In regard to climate, Florida is in some respects unsurpassed by any portion of the United States. The summers are not excessively hot, the average temperature of the months of June, July, and August, being at Tallahassee 79 degrees, Fah.; at St. Augustine, 80 degrees; Cedar Keys, 79 degrees; Tampa, 80 degrees; Miami, 81; and Key West, 82 degrees. The winters are delightful, the temperature of the three winter months averaging as follows: Tallahassee, 57 degrees; St. Augustine, 58 degrees; Cedar Keys, 60 degrees; Tampa, 61 degrees; Miami, 67 degrees, Key West, 70 degrees.
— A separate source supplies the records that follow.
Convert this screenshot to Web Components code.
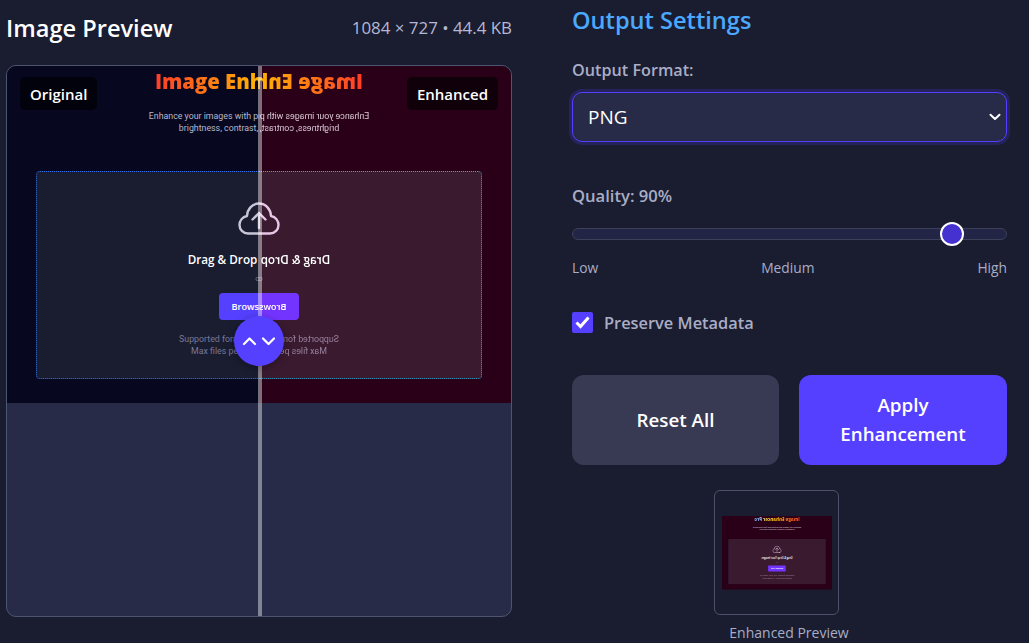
<!DOCTYPE html>
<html lang="en">
<head>
<meta charset="utf-8">
<title>Image Enhancer</title>
<style>
    html, body { margin: 0; height: 100%; overflow: hidden; background: #1a1c30; }
    body { font-family: "Open Sans", "Noto Sans", sans-serif; color: #fff; }
    .page {
        display: grid;
        grid-template-columns: 506px 435px;
        column-gap: 60px;
        padding: 0 22px 0 6px;
    }
    .settings { display: flex; flex-direction: column; }
</style>
</head>
<body>
<div class="page">
    <preview-panel heading="Image Preview" meta="1084 × 727 • 44.4 KB">
        <img-compare></img-compare>
    </preview-panel>
    <div class="settings">
        <settings-title>Output Settings</settings-title>
        <format-select label="Output Format:" value="PNG"></format-select>
        <quality-slider value="90"></quality-slider>
        <check-row>Preserve Metadata</check-row>
        <action-row>
            <action-btn>Reset All</action-btn>
            <action-btn type="primary">Apply Enhancement</action-btn>
        </action-row>
        <thumb-card caption="Enhanced Preview"></thumb-card>
    </div>
</div>

<script>
// Captura de la app dentro de la vista previa. El tono cambia los colores.
class AppShot extends HTMLElement {
    constructor() {
        super();
        this.attachShadow({ mode: 'open' });
        this.shadowRoot.innerHTML = `
            <style>
                :host {
                    display: flex;
                    flex-direction: column;
                    align-items: center;
                    width: 504px;
                    height: 337px;
                    box-sizing: border-box;
                    padding-top: 2px;
                    text-align: center;
                    font-family: Roboto, "Open Sans", sans-serif;
                    background: var(--bg);
                    --bg: #07071f;
                    --zone: #1a1c30;
                    --edge: #2a74ee;
                    --btn: #5540ff;
                    --icon: #c6c6d6;
                    --muted: #767a98;
                    --soft: #b4b8cc;
                }
                :host([tone="enhanced"]) {
                    --bg: #2a0018;
                    --zone: #3a1a2f;
                    --edge: #2cb0d8;
                    --btn: #7434ff;
                    --icon: #e6c8e6;
                    --muted: #98809c;
                    --soft: #d8c8d4;
                }
                h1 {
                    margin: 0;
                    font-family: "Open Sans", sans-serif;
                    font-size: 20.300px;
                    line-height: 26px;
                    font-weight: 800;
                    white-space: nowrap;
                    background: linear-gradient(90deg, #ff3c28 0%, #ffc000 55%, #ffd040 72%, #70b0ff 92%);
                    -webkit-background-clip: text;
                    background-clip: text;
                    color: transparent;
                }
                p { margin: 0; white-space: nowrap; }
                .sub {
                    margin-top: 16px;
                    font-size: 8.800px;
                    line-height: 12px;
                    color: var(--soft);
                }
                .zone {
                    display: flex;
                    flex-direction: column;
                    align-items: center;
                    width: 446px;
                    height: 208px;
                    box-sizing: border-box;
                    margin-top: 37px;
                    padding-top: 30px;
                    background: var(--zone);
                    border: 1px dotted var(--edge);
                    border-radius: 4px;
                }
                svg { display: block; }
                .drop {
                    margin-top: 16px;
                    font-family: "Open Sans", sans-serif;
                    font-size: 11.700px;
                    line-height: 16px;
                    font-weight: 600;
                    color: #fff;
                }
                .or {
                    margin-top: 6px;
                    font-size: 8px;
                    line-height: 11px;
                    color: var(--muted);
                }
                .browse {
                    display: flex;
                    align-items: center;
                    justify-content: center;
                    width: 81px;
                    height: 27px;
                    margin-top: 9px;
                    border-radius: 4px;
                    background: var(--btn);
                    font-family: "Open Sans", sans-serif;
                    font-size: 9.200px;
                    font-weight: 600;
                    color: #fff;
                }
                .fine {
                    margin-top: 13px;
                    font-size: 8.800px;
                    line-height: 12px;
                    color: var(--muted);
                }
            </style>
            <h1>Image Enhancer Pro</h1>
            <p class="sub">Enhance your images with professional filters and adjust<br>brightness, contrast, saturation and more</p>
            <div class="zone">
                <svg width="42" height="33" viewBox="0 0 42 33" fill="none" stroke="var(--icon)" stroke-width="2.4" stroke-linecap="round" stroke-linejoin="round">
                    <path d="M10 31.5H32C37.500 31.500 40.500 27 40.500 23C40.500 18.500 37 15 33 14.800C33 7 27.500 1.500 21 1.500C14.500 1.500 9.300 7 9 14C4.500 15 1.500 18.500 1.500 23C1.500 27.500 5 31.500 10 31.500Z"/>
                    <path d="M21 26V11M14.500 17.500L21 11L27.500 17.500"/>
                </svg>
                <p class="drop">Drag &amp; Drop Your Images</p>
                <p class="or">or</p>
                <div class="browse">Browse Files</div>
                <p class="fine">Supported formats: JPG, PNG, WEBP, GIF<br>Max files per batch: 10 (5MB each)</p>
            </div>
        `;
    }
}
customElements.define('app-shot', AppShot);

class PreviewPanel extends HTMLElement {
    constructor() {
        super();
        this.attachShadow({ mode: 'open' });
        this.shadowRoot.innerHTML = `
            <style>
                :host { display: block; }
                header {
                    display: flex;
                    align-items: center;
                    justify-content: space-between;
                    height: 55px;
                    margin-bottom: 10px;
                }
                h2 { margin: 0; font-size: 23.600px; font-weight: 600; color: #fff; }
                span { font-size: 16.900px; color: #b4b8d4; }
            </style>
            <header><h2></h2><span></span></header>
            <slot></slot>
        `;
    }

    connectedCallback() {
        this.shadowRoot.querySelector('h2').textContent = this.getAttribute('heading');
        this.shadowRoot.querySelector('span').textContent = this.getAttribute('meta');
    }
}
customElements.define('preview-panel', PreviewPanel);

// Comparador antes / despues con el divisor sobre la imagen
class ImgCompare extends HTMLElement {
    constructor() {
        super();
        this.attachShadow({ mode: 'open' });
        this.shadowRoot.innerHTML = `
            <style>
                :host {
                    display: block;
                    position: relative;
                    height: 552px;
                    box-sizing: border-box;
                    border: 1px solid #4d5570;
                    border-radius: 10px;
                    background: #272b48;
                    overflow: hidden;
                }
                .split { display: flex; height: 337px; }
                .half { width: 252px; height: 337px; overflow: hidden; flex: none; }
                .half.mirror { transform: scaleX(-1); }
                .tag {
                    position: absolute;
                    top: 11px;
                    height: 33px;
                    display: flex;
                    align-items: center;
                    padding: 0 10px;
                    border-radius: 5px;
                    background: rgba(0, 0, 0, 0.6);
                    font-size: 15px;
                    font-weight: 600;
                    color: #fff;
                }
                .tag.left { left: 13px; }
                .tag.right { right: 13px; }
                .divider {
                    position: absolute;
                    top: 0;
                    bottom: 0;
                    left: 251px;
                    width: 4px;
                    background: rgba(255, 255, 255, 0.42);
                }
                .handle {
                    position: absolute;
                    left: 227px;
                    top: 250px;
                    width: 50px;
                    height: 50px;
                    display: flex;
                    align-items: center;
                    justify-content: center;
                    border-radius: 50%;
                    background: #5540ff;
                    box-shadow: 0 2px 10px rgba(0, 0, 0, 0.3);
                }
            </style>
            <div class="split">
                <div class="half"><app-shot></app-shot></div>
                <div class="half mirror"><app-shot tone="enhanced"></app-shot></div>
            </div>
            <div class="tag left">Original</div>
            <div class="tag right">Enhanced</div>
            <div class="divider"></div>
            <div class="handle">
                <svg width="34" height="10" viewBox="0 0 34 10" fill="none" stroke="#fff" stroke-width="2.200" stroke-linecap="round" stroke-linejoin="round">
                    <path d="M2 8L7.500 2.500L13 8"/>
                    <path d="M21 2.500L26.500 8L32 2.500"/>
                </svg>
            </div>
        `;
    }
}
customElements.define('img-compare', ImgCompare);

class SettingsTitle extends HTMLElement {
    constructor() {
        super();
        this.attachShadow({ mode: 'open' });
        this.shadowRoot.innerHTML = `
            <style>
                :host {
                    display: block;
                    height: 40px;
                    font-size: 23.600px;
                    line-height: 40px;
                    font-weight: 600;
                    color: #4aa9ff;
                }
            </style>
            <slot></slot>
        `;
    }
}
customElements.define('settings-title', SettingsTitle);

class FormatSelect extends HTMLElement {
    constructor() {
        super();
        this.attachShadow({ mode: 'open' });
        this.shadowRoot.innerHTML = `
            <style>
                :host { display: block; margin-top: 18px; }
                label {
                    display: block;
                    font-size: 16.200px;
                    line-height: 24px;
                    font-weight: 600;
                    color: #a9adc6;
                }
                .box {
                    display: flex;
                    align-items: center;
                    justify-content: space-between;
                    height: 50px;
                    box-sizing: border-box;
                    margin-top: 10px;
                    padding: 0 5px 0 15px;
                    background: #272b48;
                    border: 1px solid #5540ff;
                    border-radius: 10px;
                    box-shadow: 0 0 0 3px rgba(85, 64, 255, 0.2);
                    font-size: 19px;
                    color: #fff;
                }
                svg { display: block; }
            </style>
            <label></label>
            <div class="box">
                <span></span>
                <svg width="12" height="8" viewBox="0 0 12 8" fill="none" stroke="#fff" stroke-width="2" stroke-linecap="round" stroke-linejoin="round"><path d="M1.500 1.800L6 6L10.500 1.800"/></svg>
            </div>
        `;
    }

    connectedCallback() {
        this.shadowRoot.querySelector('label').textContent = this.getAttribute('label');
        this.shadowRoot.querySelector('span').textContent = this.getAttribute('value');
    }
}
customElements.define('format-select', FormatSelect);

class QualitySlider extends HTMLElement {
    constructor() {
        super();
        this.attachShadow({ mode: 'open' });
        this.shadowRoot.innerHTML = `
            <style>
                :host { display: block; margin-top: 42px; }
                label {
                    display: block;
                    font-size: 16.600px;
                    line-height: 24px;
                    font-weight: 600;
                    color: #a9adc6;
                }
                .track {
                    position: relative;
                    height: 12px;
                    box-sizing: border-box;
                    margin-top: 20px;
                    background: #222545;
                    border: 1px solid #3d4058;
                    border-radius: 6px;
                }
                .thumb {
                    position: absolute;
                    left: 367px;
                    top: -7px;
                    width: 24px;
                    height: 24px;
                    box-sizing: border-box;
                    border: 2px solid #fff;
                    border-radius: 50%;
                    background: #4531cf;
                }
                .marks {
                    display: flex;
                    justify-content: space-between;
                    margin-top: 18px;
                    font-size: 13.800px;
                    line-height: 20px;
                    color: #a9adc6;
                }
            </style>
            <label></label>
            <div class="track"><div class="thumb"></div></div>
            <div class="marks"><span>Low</span><span>Medium</span><span>High</span></div>
        `;
    }

    connectedCallback() {
        this.shadowRoot.querySelector('label').textContent = 'Quality: ' + this.getAttribute('value') + '%';
    }
}
customElements.define('quality-slider', QualitySlider);

class CheckRow extends HTMLElement {
    constructor() {
        super();
        this.attachShadow({ mode: 'open' });
        this.shadowRoot.innerHTML = `
            <style>
                :host {
                    display: flex;
                    align-items: center;
                    gap: 11px;
                    margin-top: 32px;
                    height: 24px;
                    font-size: 16.400px;
                    font-weight: 600;
                    color: #a9adc6;
                }
                .box {
                    display: flex;
                    align-items: center;
                    justify-content: center;
                    width: 21px;
                    height: 21px;
                    border-radius: 2px;
                    background: #5540ff;
                }
            </style>
            <div class="box">
                <svg width="15" height="13" viewBox="0 0 15 13" fill="none" stroke="#fff" stroke-width="3"><path d="M1.500 6.500L5.500 10.500L13.500 1.500"/></svg>
            </div>
            <slot></slot>
        `;
    }
}
customElements.define('check-row', CheckRow);

class ActionRow extends HTMLElement {
    constructor() {
        super();
        this.attachShadow({ mode: 'open' });
        this.shadowRoot.innerHTML = `
            <style>
                :host {
                    display: grid;
                    grid-template-columns: 207px 208px;
                    column-gap: 20px;
                    margin-top: 41px;
                    height: 90px;
                }
            </style>
            <slot></slot>
        `;
    }
}
customElements.define('action-row', ActionRow);

class ActionBtn extends HTMLElement {
    constructor() {
        super();
        this.attachShadow({ mode: 'open' });
        this.shadowRoot.innerHTML = `
            <style>
                :host { display: block; }
                button {
                    width: 100%;
                    height: 100%;
                    padding: 0 36px;
                    border: none;
                    border-radius: 12px;
                    background: #383a54;
                    font-family: inherit;
                    font-size: 18.800px;
                    line-height: 29px;
                    font-weight: 600;
                    color: #fff;
                }
                :host([type="primary"]) button { background: #5540ff; }
            </style>
            <button><slot></slot></button>
        `;
    }
}
customElements.define('action-btn', ActionBtn);

// Miniatura: la misma captura reducida y reflejada
class ThumbCard extends HTMLElement {
    constructor() {
        super();
        this.attachShadow({ mode: 'open' });
        this.shadowRoot.innerHTML = `
            <style>
                :host {
                    display: block;
                    width: 150px;
                    margin: 25px 0 0 142px;
                }
                .frame {
                    display: flex;
                    align-items: center;
                    justify-content: center;
                    width: 125px;
                    height: 125px;
                    box-sizing: border-box;
                    border: 1px solid #4d5068;
                    border-radius: 6px;
                }
                .pic { width: 110px; height: 74px; overflow: hidden; }
                app-shot { transform-origin: 0 0; transform: scaleX(-0.2183) scaleY(0.2183) translateX(-504px); }
                p {
                    margin: 9px 0 0;
                    text-align: center;
                    font-size: 14px;
                    line-height: 18px;
                    color: #a9adc6;
                    white-space: nowrap;
                }
            </style>
            <div class="frame"><div class="pic"><app-shot tone="enhanced"></app-shot></div></div>
            <p></p>
        `;
    }

    connectedCallback() {
        this.shadowRoot.querySelector('p').textContent = this.getAttribute('caption');
    }
}
customElements.define('thumb-card', ThumbCard);
</script>
</body>
</html>
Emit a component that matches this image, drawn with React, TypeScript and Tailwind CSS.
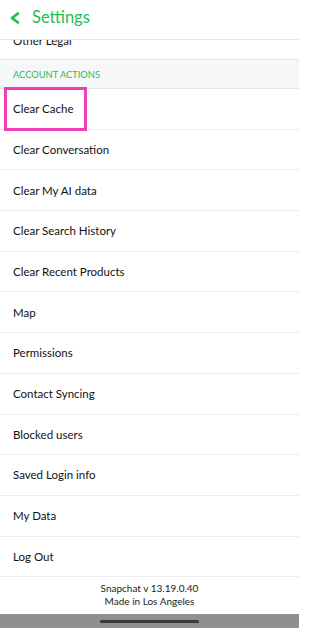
const ROWS = [
  'Clear Cache',
  'Clear Conversation',
  'Clear My AI data',
  'Clear Search History',
  'Clear Recent Products',
  'Map',
  'Permissions',
  'Contact Syncing',
  'Blocked users',
  'Saved Login info',
  'My Data',
  'Log Out',
];

export default function App() {
  return (
    <div
      className="w-[299px] h-[628px] bg-white flex flex-col overflow-hidden text-[#111]"
      style={{ fontFamily: 'Lato, "Noto Sans", sans-serif' }}
    >
      {/* Header */}
      <div className="h-[40px] flex items-center border-b border-[#e6e7ea] bg-white relative z-10 shrink-0">
        <svg className="ml-[10px] mb-[3px]" width="10" height="12" viewBox="0 0 10 12" fill="none">
          <polyline points="7.8,1.6 2,6 7.8,10.4" stroke="#21c052" strokeWidth="2.8" strokeLinecap="round" strokeLinejoin="round" />
        </svg>
        <span className="ml-[12px] text-[16.5px] leading-none text-[#21c052] mb-[5px]">Settings</span>
      </div>

      {/* Cut-off row */}
      <div className="h-[20px] shrink-0 overflow-hidden border-b border-[#e6e7ea] relative">
        <span className="absolute left-[13px] top-[-9px] text-[11.5px] leading-[20px]">Other Legal</span>
      </div>

      {/* Section header */}
      <div className="h-[29px] shrink-0 bg-[#f6f7f9] border-b border-[#e6e7ea] flex items-center px-[13px]">
        <span className="text-[9.3px] text-[#27bd50] mt-[1px]">ACCOUNT ACTIONS</span>
      </div>

      {/* Rows */}
      <div className="flex flex-col">
        {ROWS.map((label, i) => (
          <div
            key={label}
            className="h-[40.7px] flex items-center border-b border-[#ececee] px-[13px] relative"
          >
            <span className="text-[11.5px]">{label}</span>
            {i === 0 && (
              <div className="absolute left-[4px] top-[-2px] w-[83px] h-[44px] border-[3px] border-[#ee3fb8]" />
            )}
          </div>
        ))}
      </div>

      {/* Footer */}
      <div className="flex-1 flex flex-col items-center justify-center text-[10px] leading-[13px] text-[#222] pb-[2px]">
        <span>Snapchat v 13.19.0.40</span>
        <span>Made in Los Angeles</span>
      </div>

      {/* Home indicator bar */}
      <div className="h-[14px] shrink-0 bg-[#8e8e93] flex items-center justify-center">
        <div className="w-[99px] h-[3px] bg-[#3a3a3c] rounded-full" />
      </div>
    </div>
  );
}
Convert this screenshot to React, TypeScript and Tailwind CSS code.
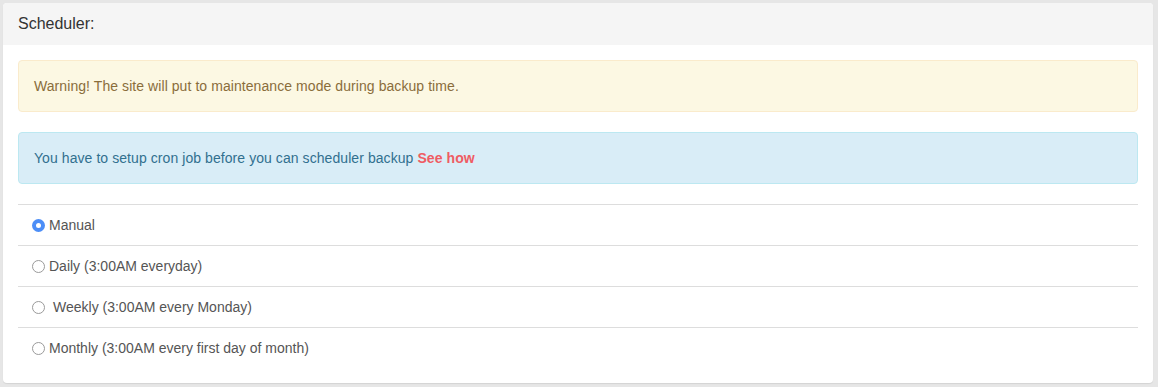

The summer heats are debilitating, especially in the interior. On the coast they are tempered by the sea-breeze, which rises about 10 a. m. No part of the State is entirely free from frosts. In Jacksonville they occur about once a week during the month of January, while at Miami they only happen once in several years. Now and then a severe frost occurs, which destroys the orange groves far to the south. One such in 1767 destroyed all the orange trees at Fernandina and St. Augustine; another in 1835 cut them down as far south as New Smyrna; in December, 1856, ice was noted on the Miami river; and in December, 1868, there was such an unprecedented cold snap that Lake Griffin, on the upper Oklawaha, bore ice one-and-a-half inches thick. The orange crop was destroyed as far up the St. John as Enterprise, and most of the trees ruined. On Indian river, however, the cold was not felt to a damaging extent.

The nights in winter are cool, and in the interior accompanied with heavy dews.

In summer, the prevailing winds are east and south-east, being portions of the great air currents of the trade winds. Thunder storms are frequent. In winter, variable winds from the north, northeast, and north-west prevail. At times they rise to violent gales of several days duration, called northers. These are most frequent on the west coast.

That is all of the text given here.